- Directed by: Andrea Bianchi
- Screenplay by: Piero Regnoli
- Produced by: Gabriele Crisanti
- Starring: Katell Laennec; Patrizia Webley; Enzo Fisichella; Giuseppe Marrocco;
- Cinematography: Franco Villa
- Music by: Elsio Mancuso; Berto Pisano;
- Production company: Filmarte
- Distributed by: Stefano Film
- Release date: 22 September 1979 (Italy);
- Country: Italy

= Malabimba – The Malicious Whore =

1979 Italian sexploitation horror film

Malabimba – The Malicious Whore (Malabimba "wicked child") is a 1979 Italian sexploitation horror film directed by Andrea Bianchi.

==Plot==
In the castle of a wealthy family, a seance is held to contact the spirit of a woman who had been murdered. Instead, the spirit of Lucrezia, an ancestor of the family, is recalled during the seance. Lucrezia tries to take possession of the soul of Sister Sofia, who has lived in the castle to take care of the paralytic Adolfo, owner of the castle together with his brother Andrea, the husband of the murdered woman. Not succeeding, she takes possession instead of the body of the adolescent Bimba: she is the daughter of Andrea and the murdered woman, and until then had spent a very withdrawn and reserved life.

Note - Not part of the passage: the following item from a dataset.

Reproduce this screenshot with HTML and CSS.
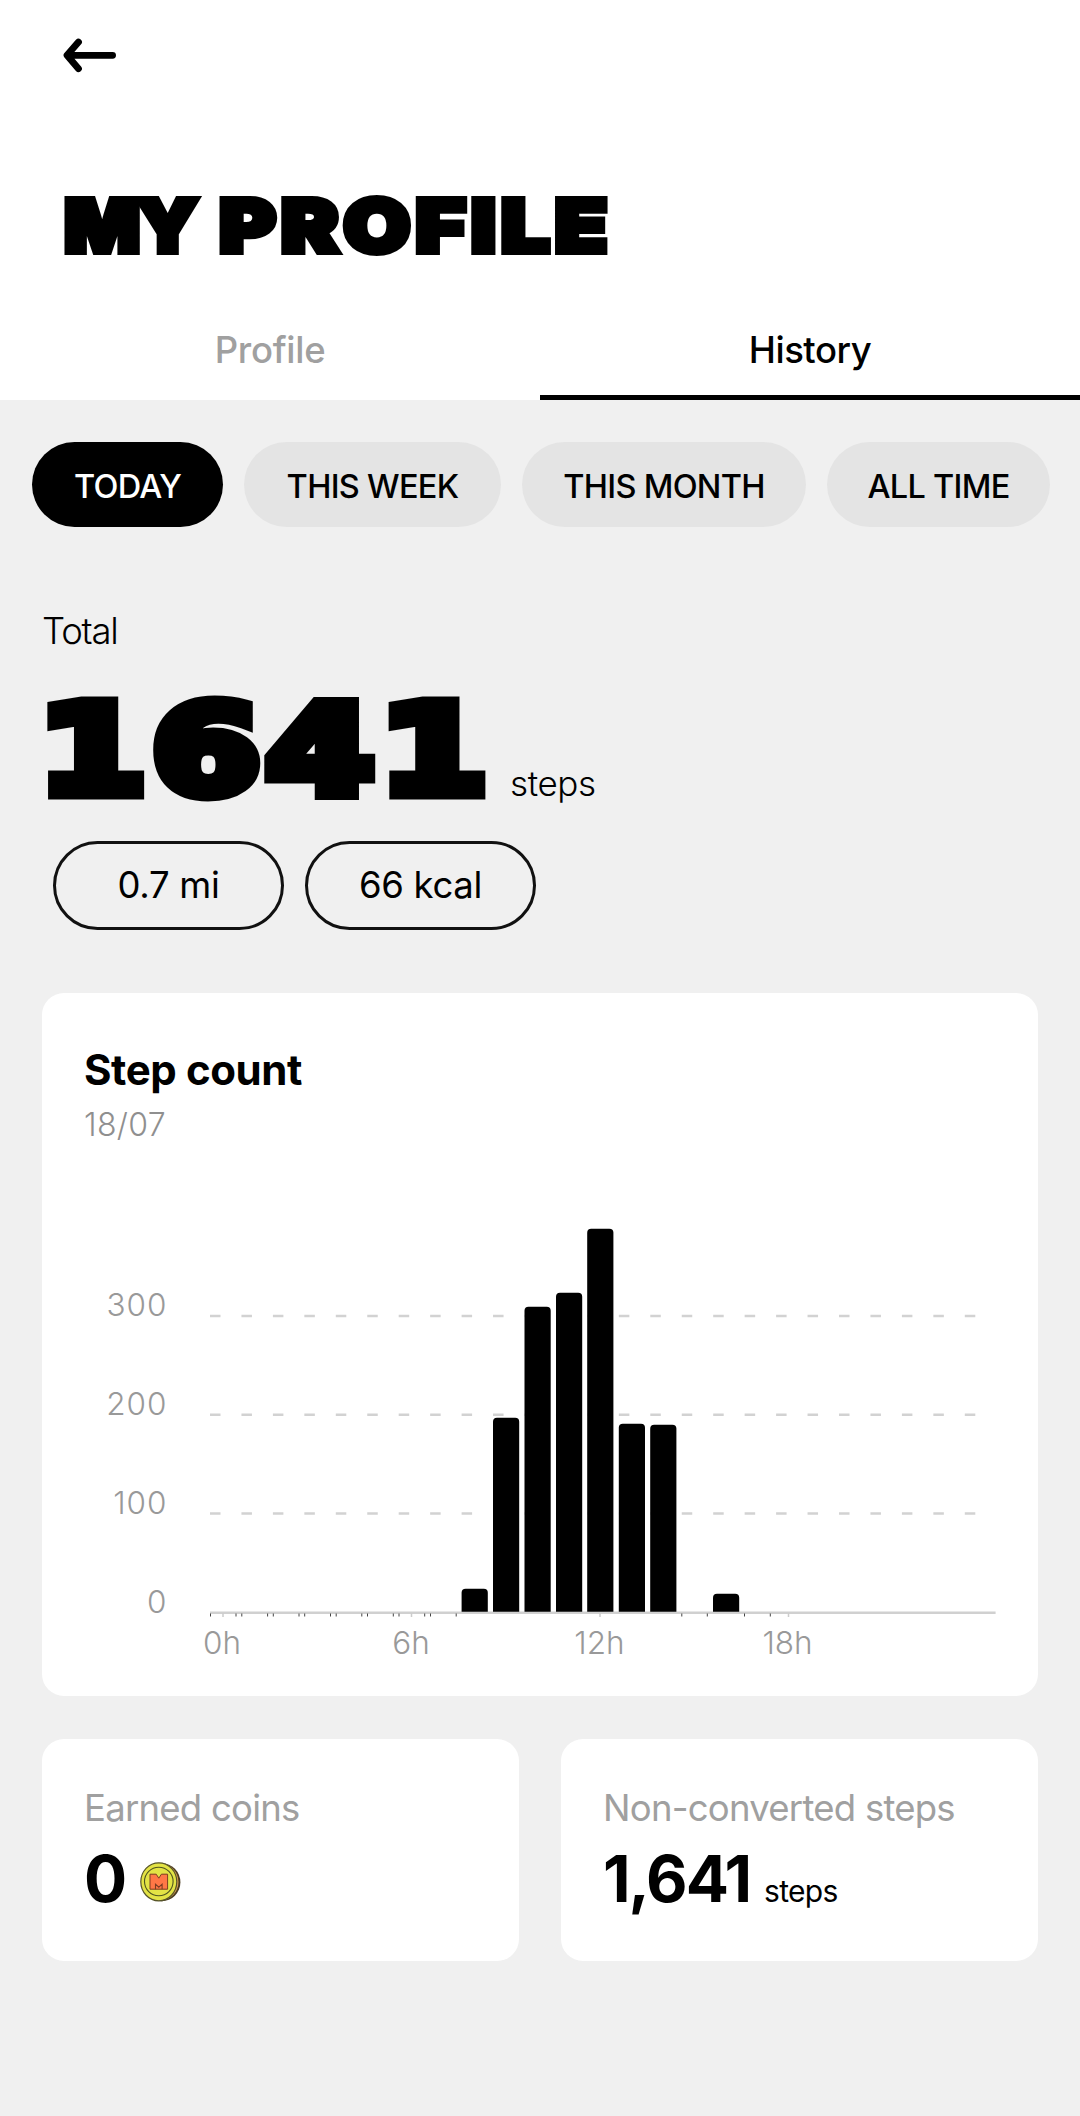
FILE: index.html
```html
<!DOCTYPE html>
<html lang="en">
<head>
<meta charset="utf-8">
<title>My profile</title>
<link rel="stylesheet" href="styles.css">
</head>
<body>
<header class="header">
  <svg class="back" viewBox="0 0 54 46" role="img" aria-label="Back">
    <path d="M49.600 22.300H5M15.500 9 4 22.300l11.500 13.400" fill="none" stroke="#000" stroke-width="6.800" stroke-linecap="round" stroke-linejoin="round"/>
  </svg>
  <h1 class="title"><span class="title-my">MY </span>PROFILE</h1>
  <nav class="tabs">
    <a class="tab"><span class="tab-profile">Profile</span></a>
    <a class="tab tab-active"><span>History</span></a>
  </nav>
</header>
<main class="main">
  <div class="filters">
    <button class="filter filter-active">TODAY</button>
    <button class="filter">THIS WEEK</button>
    <button class="filter">THIS MONTH</button>
    <button class="filter">ALL TIME</button>
  </div>
  <section class="total">
    <p class="total-label">Total</p>
    <div class="total-row">
      <div class="total-box"><span class="total-value">1641</span></div>
      <span class="total-unit">steps</span>
    </div>
    <div class="badges">
      <span class="badge">0.7 mi</span>
      <span class="badge">66 kcal</span>
    </div>
  </section>
  <section class="card chart-card">
    <h2 class="card-title">Step count</h2>
    <p class="date">18/07</p>
    <svg class="chart" viewBox="0 0 912 530">
      <g class="grid">
        <path d="M126 171H893M126 269.700H893M126 368.600H893"/>
      </g>
      <g class="y-labels">
        <text x="83.500" y="171">300</text>
        <text x="83.500" y="269.800">200</text>
        <text x="83.500" y="368.700">100</text>
        <text x="83.500" y="467.700">0</text>
      </g>
      <path class="axis" d="M126 467.700H911.600"/>
      <path class="ticks-light" d="M139 468v4M327.500 468v4M516 468v4M704.500 468v4"/>
      <path class="ticks" d="M126.500 468.500v3M152 468.500v3M157.800 468.500v3M183.600 468.500v3M189.300 468.500v3M215 468.500v3M220.700 468.500v3M246.500 468.500v3M252.200 468.500v3M277.800 468.500v3M283.500 468.500v3M309.300 468.500v3M315 468.500v3M340.700 468.500v3M346.500 468.500v3M372.200 468.500v3M597.800 468.500v3M623.300 468.500v3M660.500 468.500v3M686.300 468.500v3"/>
      <g class="bars">
        <path d="M377.600 466.700v-19q0-4 4-4h18.200q4 0 4 4v19z"/>
        <path d="M409 466.700v-190q0-4 4-4h18.200q4 0 4 4v190z"/>
        <path d="M440.500 466.700v-301q0-4 4-4h18.200q4 0 4 4v301z"/>
        <path d="M472 466.700v-315q0-4 4-4h18.200q4 0 4 4v315z"/>
        <path d="M503.200 466.700v-379q0-4 4-4h18.200q4 0 4 4v379z"/>
        <path d="M534.800 466.700v-184q0-4 4-4h18.200q4 0 4 4v184z"/>
        <path d="M566.200 466.700v-183q0-4 4-4h18.200q4 0 4 4v183z"/>
        <path d="M629 466.700v-14q0-4 4-4h18.200q4 0 4 4v14z"/>
      </g>
      <g class="x-labels">
        <text x="138" y="508.700">0h</text>
        <text x="327" y="508.700">6h</text>
        <text x="515.500" y="508.700">12h</text>
        <text x="703.500" y="508.700">18h</text>
      </g>
    </svg>
  </section>
  <div class="cards">
    <section class="card stat">
      <h3 class="stat-label earned">Earned coins</h3>
      <div class="stat-row">
        <span class="stat-value zero">0</span>
        <svg class="coin" viewBox="0 0 41 40" aria-hidden="true">
          <ellipse cx="21.700" cy="20.200" rx="18.700" ry="19" fill="#4a3b22"/>
          <ellipse cx="20.500" cy="20" rx="18" ry="18.400" fill="#d9a04e"/>
          <ellipse cx="18.800" cy="19.800" rx="18" ry="19" fill="#e3e345" stroke="#57552a" stroke-width="1.200"/>
          <circle cx="18.800" cy="19.500" r="14.300" fill="none" stroke="#4f5420" stroke-width="1.100"/>
          <path d="M10 12.200h6.200l2.600 4 2.600-4h6.200v15H10z" fill="#ff7746" stroke="#7c3c22" stroke-width="1"/>
          <path d="M15.500 27.200v-5l3.300 3 3.300-3v5" fill="none" stroke="#7c3c22" stroke-width="1.100"/>
        </svg>
      </div>
    </section>
    <section class="card stat">
      <h3 class="stat-label">Non-converted steps</h3>
      <div class="stat-row">
        <span class="stat-value">1,641</span>
        <span class="stat-unit">steps</span>
      </div>
    </section>
  </div>
</main>
</body>
</html>
```
FILE: styles.css
```css
* { box-sizing: border-box; margin: 0; padding: 0; }
body {
  width: 1080px;
  min-height: 2116px;
  background: #f0f0f0;
  color: #000;
  font-family: Inter, "Liberation Sans", sans-serif;
}
.header { height: 400px; padding-top: 33px; background: #fff; }
.back { display: block; width: 54px; height: 46px; margin-left: 63px; }
.title {
  width: 600px;
  margin: 107px 0 0 64px;
  font-size: 73.500px;
  line-height: 80px;
  font-weight: 900;
  letter-spacing: 4px;
  white-space: nowrap;
  transform: scaleX(1.180);
  transform-origin: 0 50%;
  -webkit-text-stroke: 6px #000;
}
.title-my {
  display: inline-block;
  white-space: pre;
  letter-spacing: -3.500px;
  transform: scaleX(0.920);
  transform-origin: 0 50%;
}
.tabs { display: grid; grid-template-columns: 1fr 1fr; margin-top: 33px; }
.tab {
  height: 101px;
  padding-top: 1px;
  text-align: center;
  font-size: 36.500px;
  line-height: 101px;
  font-weight: 500;
  letter-spacing: -0.300px;
  color: #a0a0a0;
}
.tab-active { color: #000; box-shadow: inset 0 -5px #000; letter-spacing: -0.500px; }
.filters {
  display: grid;
  grid-template-columns: 191px 257px 284px 223px;
  gap: 21px;
  padding: 42px 0 0 32px;
}
.filter {
  height: 85px;
  padding-top: 3px;
  border: 0;
  border-radius: 43px;
  background: #e4e4e4;
  color: #000;
  font: 500 32.500px Inter, "Liberation Sans", sans-serif;
  letter-spacing: -0.700px;
  white-space: nowrap;
}
.filter-active { background: #000; color: #fff; }
.total { padding: 82px 42px 0; }
.total-label { font-size: 36.500px; line-height: 44px; font-weight: 300; letter-spacing: -1.200px; }
.total-row { display: flex; align-items: flex-end; height: 110px; margin-top: 40px; }
.total-box { width: 468px; }
.total-value {
  display: block;
  width: 400px;
  font-family: "DejaVu Sans", sans-serif;
  font-size: 123px;
  line-height: 110px;
  font-weight: 700;
  letter-spacing: 4px;
  transform: translate(-4px, 3px) scaleX(1.270);
  transform-origin: 0 50%;
  -webkit-text-stroke: 13px #000;
}
.total-unit { font-size: 35px; line-height: 39px; font-weight: 300; letter-spacing: -0.400px; }
.badges { display: flex; gap: 21px; margin: 38px 0 0 11px; }
.badge {
  width: 231px;
  height: 89px;
  border: 3px solid #111;
  border-radius: 45px;
  font-size: 36.500px;
  line-height: 83px;
  letter-spacing: -0.300px;
  text-align: center;
}
.card { border-radius: 22px; background: #fff; }
.chart-card { height: 703px; margin: 63px 42px 0; padding: 52px 42px 0; }
.card-title { font-size: 42px; line-height: 50px; font-weight: 700; letter-spacing: -0.400px; }
.date { margin-top: 10px; font-size: 32px; line-height: 40px; font-weight: 300; letter-spacing: 0.300px; color: #8f8f8f; }
.chart { display: block; width: 912px; height: 530px; }
.grid { fill: none; stroke: #d2d2d2; stroke-width: 2.500; stroke-dasharray: 10.500 20.950; }
.axis { fill: none; stroke: #d0d0d0; stroke-width: 2.500; }
.ticks { stroke: #444; stroke-width: 1; }
.ticks-light { stroke: #ccc; stroke-width: 1.500; }
.y-labels, .x-labels { font-size: 31.500px; font-weight: 300; fill: #999; }
.y-labels { text-anchor: end; letter-spacing: 1px; }
.x-labels { text-anchor: middle; }
.cards { display: grid; grid-template-columns: 1fr 1fr; gap: 42px; margin: 43px 42px 0; }
.stat { height: 222px; padding: 46px 0 0 42px; }
.stat-label { font-size: 36.500px; line-height: 46px; font-weight: 400; letter-spacing: -0.750px; color: #a0a0a0; white-space: nowrap; }
.stat-row { display: flex; align-items: baseline; margin-top: 13px; line-height: 70px; }
.stat-value { font-size: 64px; font-weight: 700; letter-spacing: -2px; }
.coin { width: 41px; height: 40px; margin-left: 15px; }
.stat-unit { margin-left: 14px; font-size: 30px; letter-spacing: -0.700px; }
```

In the following days the behavior of Bimba radically changes, due to the evil influence of Lucrezia's soul, and several times, she falls prey of the perverse sexual urges of Lucrezia, while unconsciously sheds light on the sexual and perverse vices of her family members. The family members, worried, entrust the girl to the care of Sister Sofia. The relationship between Bimba and Sister Sofia grows more confidential and between them a loving friendship is born. But in reality Bimba, subjugated by the soul of Lucrezia, sexually tempts the nun into a downward spiral of unspeakable debauchery.

==Cast==
- Katell Laennec as Bimba Caroli
- Patrizia Webley as Nais
- Enzo Fisichella as Andrea Caroli
- Giuseppe Marrocco as Adolfo Caroli (as Giuseppe Marrocu)
- Elisa Mainardi as Medium
- Giancarlo Del Duca as Giorgio
- Pupita Lea Scuderoni as Bimba's Grandmother (as Pupita Lea)
- Mariangela Giordano as Sister Sofia (as Maria Angela Giordan)

==Style==
Brizio-Skov stated that films such as Malabimba - The Malicious Whore were inspired by The Exorcist but also stood in the tradition of Italian gothic films, in that they depicted sexually active women as being deadly and dangerous. Italian film historian Roberto Curti noted the film's emphasis on eroticism, stating that by 1979, gothic films were infused with erotic themes that generally took over the narrative.

==Production==
The script for Malabimba - The Malicious Whore written by Piero Regnoli, whose screenplays of the 1970s often surrounded by eroticism. It was shot at Castle Piccolomini in Balsorano. Mariangela Giordano recalled that the film was shot in March 1979 for twelve days, working "day and night through the weekends" She stated she had gotten ill on set but as the producer, and her current romantic partner Gabriele Crisanti had not taken insurance policies on the production, she did not go to the hospital until the film was finished. On reflecting on her work with the producer in Malabimba, Giallo a Venezia and Patrick Still Lives, she commented that she "shouldn't have done them. But I was in love with Gabriele, I would have done anything for him."

==Release==
The initial version submitted to the Italian Board of Censors had a running time of 84 minutes and 45 seconds, while a longer version of the film was actually distributed with explicit sex inserts. Franco Villa denied having shot hardcore footage for the film, stating the footage shown theatrically was not his footage. Curti noted that there are no stand-in for the scenes where Laennec perform fellatio to the Uncle Adolfo character. Malabimba – The Malicious Whore was distributed theatrically in Italy on 22 September 1979 by Stefano Film.

Roberto Curti stated that the producer of Malabimba would "basically remake" the film as another horror and hardcore pornography hybrid titled La bimba di Satana which was released 1983.

==Reception==
In a retrospective review, Jason Buchanan (AllMovie) described the film as "a Euro-sleaze classic of the highest caliber" Danny Shipka, author of book on European exploitation films described the film as both fun and shocking, noting that the film mixes both softcore and hardcore inserts. Shipka concluded the film to have several laughable spots and was best viewed with a group of both "discriminating (and not-so-discrimingating) friends".